◆ **TASK STATEMENT**
Exactly the lines from the start of the data below through the line that contains "w-[1357px] overflow-hidden bg-white" are to be copied, with pictures left out.

◆ **DATASET SECTION**
★ ★ ★ ★ ★

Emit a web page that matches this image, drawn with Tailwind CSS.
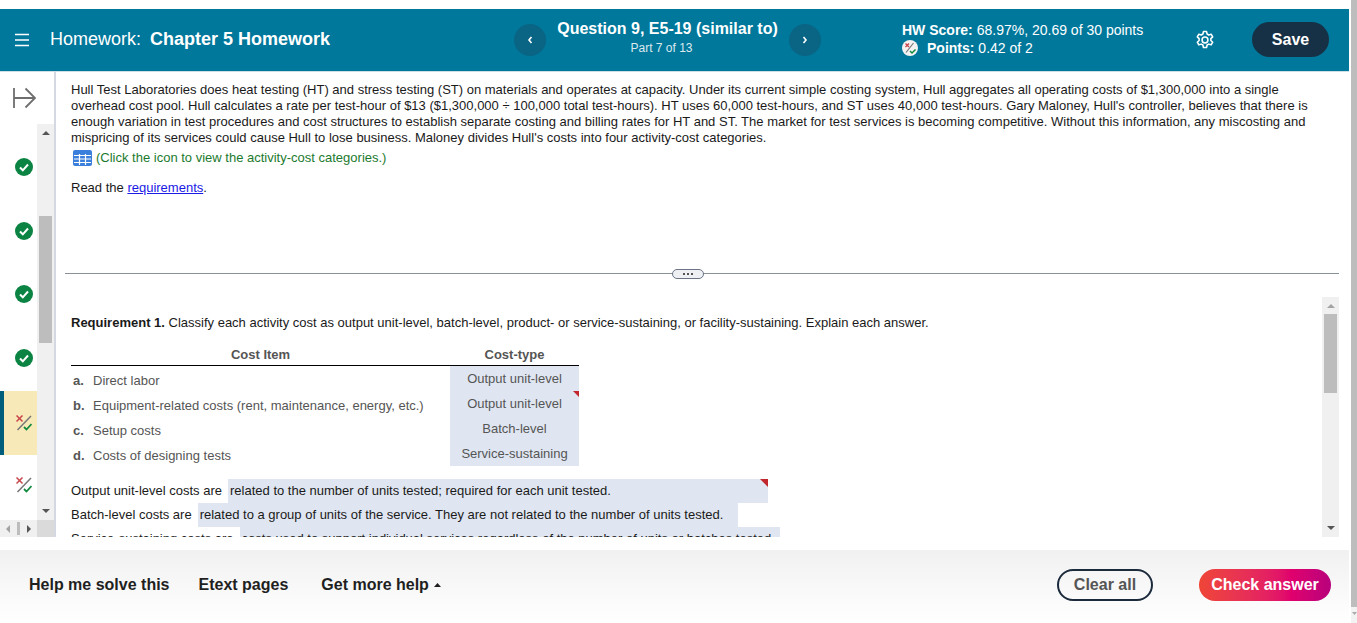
<!DOCTYPE html>
<html lang="en">
<head>
<meta charset="UTF-8">
<title>Chapter 5 Homework</title>
<script src="https://cdn.jsdelivr.net/npm/@tailwindcss/browser@4"></script>
</head>
<body class="h-[623px] w-[1357px] overflow-hidden bg-white font-['Liberation_Sans',Arial,sans-serif] flex">

  <div class="w-[1349px] h-full flex flex-col">

    <!-- Header -->
    <div class="mt-[9px] h-[62px] shrink-0 bg-[#00789c] border-b border-[#cfdfe6] flex items-center text-white box-content -mb-px">
      <svg class="ml-[14px] w-[16px] h-[14px]" viewBox="0 0 16 14" fill="none" stroke="#fff" stroke-width="1.4"><path d="M1 1.500h14M1 7h14M1 12.500h14"/></svg>
      <div class="ml-[20px] w-[464px] text-[18px] -mt-[2px]">Homework:&nbsp; <span class="font-bold -ml-px">Chapter 5 Homework</span></div>
      <div class="w-[32px] h-[32px] rounded-full bg-[#0a6484] flex items-center justify-center">
        <svg class="w-[8px] h-[10px]" viewBox="0 0 8 10" fill="none" stroke="#fff" stroke-width="1.6"><path d="M5.500 2 3 5l2.500 3"/></svg>
      </div>
      <div class="w-[243px] text-center -mt-[5px]">
        <div class="font-bold text-[16px] leading-[20px]">Question 9, E5-19 (similar to)</div>
        <div class="text-[12px] leading-[18px] text-[#dce9ee] pr-[12px]">Part 7 of 13</div>
      </div>
      <div class="w-[32px] h-[32px] rounded-full bg-[#0a6484] flex items-center justify-center">
        <svg class="w-[8px] h-[10px]" viewBox="0 0 8 10" fill="none" stroke="#fff" stroke-width="1.6"><path d="M2.500 2 5 5 2.500 8"/></svg>
      </div>
      <div class="ml-[81px] w-[292px] text-[14px] -mt-[2px]">
        <div class="leading-[18px]"><span class="font-bold">HW Score:</span> 68.97%, 20.69 of 30 points</div>
        <div class="leading-[18px] flex items-center">
          <svg class="w-[16px] h-[16px] mr-[9px]" viewBox="0 0 16 16" fill="none"><circle cx="8" cy="8" r="8" fill="#f3f3f3"/><path d="M3.500 3.500l3.500 3.500M7 3.500l-3.500 3.500" stroke="#c8464b" stroke-width="1.400"/><path d="M11.500 3 4 12.500" stroke="#777" stroke-width="1.200"/><path d="M8 11l2 2 3.500-3.500" stroke="#118a3e" stroke-width="1.500"/></svg>
          <span><span class="font-bold">Points:</span> 0.42 of 2</span>
        </div>
      </div>
      <svg class="w-[22px] h-[22px] -mt-px" viewBox="0 0 24 24" fill="none" stroke="#fff" stroke-width="1.700" stroke-linecap="round" stroke-linejoin="round"><path d="M10.300 2.800h3.400l.6 2.700 1.700 1 2.700-.8 1.700 2.900-2 1.900v2l2 1.900-1.700 2.900-2.700-.8-1.700 1-.6 2.700h-3.400l-.6-2.700-1.700-1-2.700.8-1.700-2.900 2-1.900v-2l-2-1.900 1.700-2.900 2.700.8 1.700-1z"/><circle cx="12" cy="12" r="3.200"/></svg>
      <button class="ml-[36px] w-[77px] h-[35px] -mt-[1px] rounded-full bg-[#163145] text-white font-bold text-[16px]">Save</button>
    </div>

    <!-- Middle -->
    <div class="flex-1 min-h-0 flex">

      <!-- Sidebar -->
      <div class="w-[56px] shrink-0 border-r-2 border-[#d3d8e3] flex flex-col">
        <div class="h-[53px] shrink-0 pt-[16px] pl-[13px]">
          <svg class="w-[23px] h-[22px]" viewBox="0 0 23 22" fill="none" stroke="#6e6e6e" stroke-width="1.800"><path d="M1 1v20M1.500 11H22M12.500 1.500 22 11l-9.500 9.500"/></svg>
        </div>
        <div class="flex-1 min-h-0 flex">
          <div class="w-[37px] overflow-hidden flex flex-col pt-[10px]">
            <div class="h-[64px] shrink-0 flex pt-[24px] pl-[15px]"><svg class="w-[18px] h-[18px]" viewBox="0 0 18 18"><circle cx="9" cy="9" r="9" fill="#0b8443"/><path d="M5 9.500l2.800 2.800L13 6.500" fill="none" stroke="#fff" stroke-width="2"/></svg></div>
            <div class="h-[63px] shrink-0 flex pt-[24px] pl-[15px]"><svg class="w-[18px] h-[18px]" viewBox="0 0 18 18"><circle cx="9" cy="9" r="9" fill="#0b8443"/><path d="M5 9.500l2.800 2.800L13 6.500" fill="none" stroke="#fff" stroke-width="2"/></svg></div>
            <div class="h-[64px] shrink-0 flex pt-[24px] pl-[15px]"><svg class="w-[18px] h-[18px]" viewBox="0 0 18 18"><circle cx="9" cy="9" r="9" fill="#0b8443"/><path d="M5 9.500l2.800 2.800L13 6.500" fill="none" stroke="#fff" stroke-width="2"/></svg></div>
            <div class="h-[66px] shrink-0 flex pt-[24px] pl-[15px]"><svg class="w-[18px] h-[18px]" viewBox="0 0 18 18"><circle cx="9" cy="9" r="9" fill="#0b8443"/><path d="M5 9.500l2.800 2.800L13 6.500" fill="none" stroke="#fff" stroke-width="2"/></svg></div>
            <div class="h-[64px] shrink-0 bg-[#f7e9b8] border-l-4 border-[#005e7d] pt-[24px] pl-[12px]"><svg class="w-[16px] h-[16px]" viewBox="0 0 16 16" fill="none"><path d="M.5.500l6 6M6.500.500l-6 6" stroke="#c8464b" stroke-width="1.500"/><path d="M15 1 1.500 15" stroke="#777" stroke-width="1.500"/><path d="M8 12l2.500 2.500L15.500 9" stroke="#118a3e" stroke-width="1.800"/></svg></div>
            <div class="h-[64px] shrink-0 pt-[22px] pl-[16px]"><svg class="w-[16px] h-[16px]" viewBox="0 0 16 16" fill="none"><path d="M.5.500l6 6M6.500.500l-6 6" stroke="#c8464b" stroke-width="1.500"/><path d="M15 1 1.500 15" stroke="#777" stroke-width="1.500"/><path d="M8 12l2.500 2.500L15.500 9" stroke="#118a3e" stroke-width="1.800"/></svg></div>
          </div>
          <!-- sidebar scrollbar -->
          <div class="w-[17px] bg-[#f0f0f0] flex flex-col items-center">
            <svg class="w-[8px] h-[4px] mt-[7px]" viewBox="0 0 8 4"><path d="M0 4 4 0l4 4z" fill="#555"/></svg>
            <div class="w-[13px] h-[127px] bg-[#bdbdbd] mt-[81px]"></div>
            <div class="flex-1"></div>
            <svg class="w-[8px] h-[4px] mb-[7px]" viewBox="0 0 8 4"><path d="M0 0 4 4l4-4z" fill="#555"/></svg>
          </div>
        </div>
        <div class="h-[17px] shrink-0 flex">
          <div class="w-[37px] bg-[#f0f0f0] flex items-center">
            <svg class="ml-[6px] w-[4px] h-[8px]" viewBox="0 0 4 8"><path d="M4 0 0 4l4 4z" fill="#a3a3a3"/></svg>
            <div class="ml-[7px] w-[3px] h-[13px] bg-[#bdbdbd]"></div>
            <svg class="ml-[7px] w-[4px] h-[8px]" viewBox="0 0 4 8"><path d="M0 0l4 4-4 4z" fill="#555"/></svg>
          </div>
          <div class="w-[17px] bg-[#dadada]"></div>
        </div>
      </div>

      <!-- Content -->
      <div class="flex-1 min-w-0 flex flex-col">
        <!-- question text -->
        <div class="h-[193px] shrink-0 pl-[15px] pr-[20px] pt-[11px] text-[13px] leading-[16px] text-[#1a1a1a]">
          <p>Hull Test Laboratories does heat testing (HT) and stress testing (ST) on materials and operates at capacity. Under its current simple costing system, Hull aggregates all operating costs of $1,300,000 into a single overhead cost pool. Hull calculates a rate per test-hour of $13 ($1,300,000 ÷ 100,000 total test-hours). HT uses 60,000 test-hours, and ST uses 40,000 test-hours. Gary Maloney, Hull's controller, believes that there is enough variation in test procedures and cost structures to establish separate costing and billing rates for HT and ST. The market for test services is becoming competitive. Without this information, any miscosting and mispricing of its services could cause Hull to lose business. Maloney divides Hull's costs into four activity-cost categories.</p>
          <p class="flex items-center mt-[3px] h-[18px] text-[#1c7a2e]">
            <svg class="ml-[2px] mr-[4px] w-[19px] h-[16px]" viewBox="0 0 19 16"><rect width="19" height="16" rx="2" fill="#3b7fdc"/><path d="M1 5.500h17M1 9h17M1 12.500h17M6.500 4v11M12.500 4v11" stroke="#fff" stroke-width="1.200"/></svg>
            (Click the icon to view the activity-cost categories.)
          </p>
          <p class="mt-[13px]">Read the <a class="text-[#1a1ae6] underline">requirements</a>.</p>
        </div>

        <!-- splitter -->
        <div class="h-[24px] shrink-0 ml-[9px] mr-[10px] relative flex items-center">
          <div class="w-full h-px bg-[#8a9099] -mt-[6px]"></div>
          <div class="absolute left-[607px] top-[5px] w-[32px] h-[10px] rounded-full bg-[#eef0f4] border border-[#6b7585] flex items-center justify-center gap-[2px]">
            <span class="w-[2px] h-[2px] bg-[#555]"></span><span class="w-[2px] h-[2px] bg-[#555]"></span><span class="w-[2px] h-[2px] bg-[#555]"></span>
          </div>
        </div>

        <!-- answer panel -->
        <div class="h-[240px] shrink-0 flex mt-[9px]">
          <div class="flex-1 min-w-0 overflow-hidden pl-[15px] pt-[18px] text-[13px]">
            <p class="leading-[16px] text-[#1a1a1a]"><span class="font-bold">Requirement 1.</span> Classify each activity cost as output unit-level, batch-level, product- or service-sustaining, or facility-sustaining. Explain each answer.</p>
            <table class="mt-[14px] w-[508px] table-fixed border-separate border-spacing-0 text-[#555]">
              <thead>
                <tr class="h-[21px]">
                  <th class="w-[379px] text-center font-bold border-b border-black">Cost Item</th>
                  <th class="text-center font-bold border-b border-black">Cost-type</th>
                </tr>
              </thead>
              <tbody>
                <tr class="h-[25px]"><td class="pl-[2px] pt-[4px]"><b class="inline-block w-[20px]">a.</b>Direct labor</td><td class="bg-[#e0e6f1] text-center">Output unit-level</td></tr>
                <tr class="h-[25px]"><td class="pl-[2px] pt-[4px]"><b class="inline-block w-[20px]">b.</b>Equipment-related costs (rent, maintenance, energy, etc.)</td><td class="bg-[#e0e6f1] text-center relative"><span class="absolute top-0 right-0 w-0 h-0 border-t-[6px] border-l-[6px] border-t-[#c1272d] border-l-transparent"></span>Output unit-level</td></tr>
                <tr class="h-[25px]"><td class="pl-[2px] pt-[4px]"><b class="inline-block w-[20px]">c.</b>Setup costs</td><td class="bg-[#e0e6f1] text-center">Batch-level</td></tr>
                <tr class="h-[25px]"><td class="pl-[2px] pt-[4px]"><b class="inline-block w-[20px]">d.</b>Costs of designing tests</td><td class="bg-[#e0e6f1] text-center">Service-sustaining</td></tr>
              </tbody>
            </table>
            <div class="mt-[13px] text-[#1a1a1a]">
              <div class="flex h-[24px] items-center">Output unit-level costs are<span class="ml-[6px] w-[540px] h-full bg-[#e0e6f1] pl-[2px] flex items-center relative">related to the number of units tested; required for each unit tested.<span class="absolute top-0 right-0 w-0 h-0 border-t-[8px] border-l-[8px] border-t-[#c1272d] border-l-transparent"></span></span></div>
              <div class="flex h-[24px] items-center">Batch-level costs are<span class="ml-[6px] w-[540px] h-full bg-[#e0e6f1] pl-[2px] flex items-center">related to a group of units of the service. They are not related to the number of units tested.</span></div>
              <div class="flex h-[24px] items-center">Service-sustaining costs are<span class="ml-[6px] w-[540px] h-full bg-[#e0e6f1] pl-[2px] flex items-center">costs used to support individual services regardless of the number of units or batches tested.</span></div>
            </div>
          </div>
          <div class="w-[17px] shrink-0 mr-[10px] bg-[#f0f0f0] flex flex-col items-center">
            <svg class="w-[8px] h-[4px] mt-[7px]" viewBox="0 0 8 4"><path d="M0 4 4 0l4 4z" fill="#a3a3a3"/></svg>
            <div class="w-[13px] h-[79px] bg-[#bdbdbd] mt-[6px]"></div>
            <div class="flex-1"></div>
            <svg class="w-[8px] h-[4px] mb-[7px]" viewBox="0 0 8 4"><path d="M0 0 4 4l4-4z" fill="#555"/></svg>
          </div>
        </div>
      </div>
    </div>

    <!-- Footer -->
    <div class="h-[73px] shrink-0 mt-[13px] bg-gradient-to-b from-[#f1f1f1] to-white flex items-center font-bold text-[16px] text-[#1f1f1f] pb-[4px] pl-[29px]">
      <span>Help me solve this</span>
      <span class="ml-[29px]">Etext pages</span>
      <span class="ml-[33px] flex items-center">Get more help<svg class="ml-[5px] w-[7px] h-[4px]" viewBox="0 0 7 4"><path d="M0 4 3.500 0 7 4z" fill="#1f1f1f"/></svg></span>
      <button class="ml-auto w-[96px] h-[32px] rounded-full border-2 border-[#1c2b3c] text-[#555] font-bold text-[16px]">Clear all</button>
      <button class="ml-[46px] mr-[18px] w-[132px] h-[32px] rounded-full bg-gradient-to-r from-[#ef4536] via-[#e0006d] via-70% to-[#b8007c] text-white font-bold text-[16px]">Check answer</button>
    </div>
  </div>

  <!-- page scrollbar -->
  <div class="w-[8px] h-full bg-[#f3f3f3] border-l-2 border-white flex flex-col items-end">
    <div class="w-[6px] h-[607px] bg-[#bdbdbd]"></div>
    <svg class="w-[5px] h-[3px] mt-[5px] mr-0" viewBox="0 0 5 3"><path d="M0 0 2.500 3 5 0z" fill="#aaa"/></svg>
  </div>
</body>
</html>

★ ★ ★ ★ ★

◆ **EXPECTED OUTPUT**
Emit a web page that matches this image, drawn with Tailwind CSS.
<!DOCTYPE html>
<html lang="en">
<head>
<meta charset="UTF-8">
<title>Chapter 5 Homework</title>
<script src="https://cdn.jsdelivr.net/npm/@tailwindcss/browser@4"></script>
</head>
<body class="h-[623px] w-[1357px] overflow-hidden bg-white font-['Liberation_Sans',Arial,sans-serif] flex">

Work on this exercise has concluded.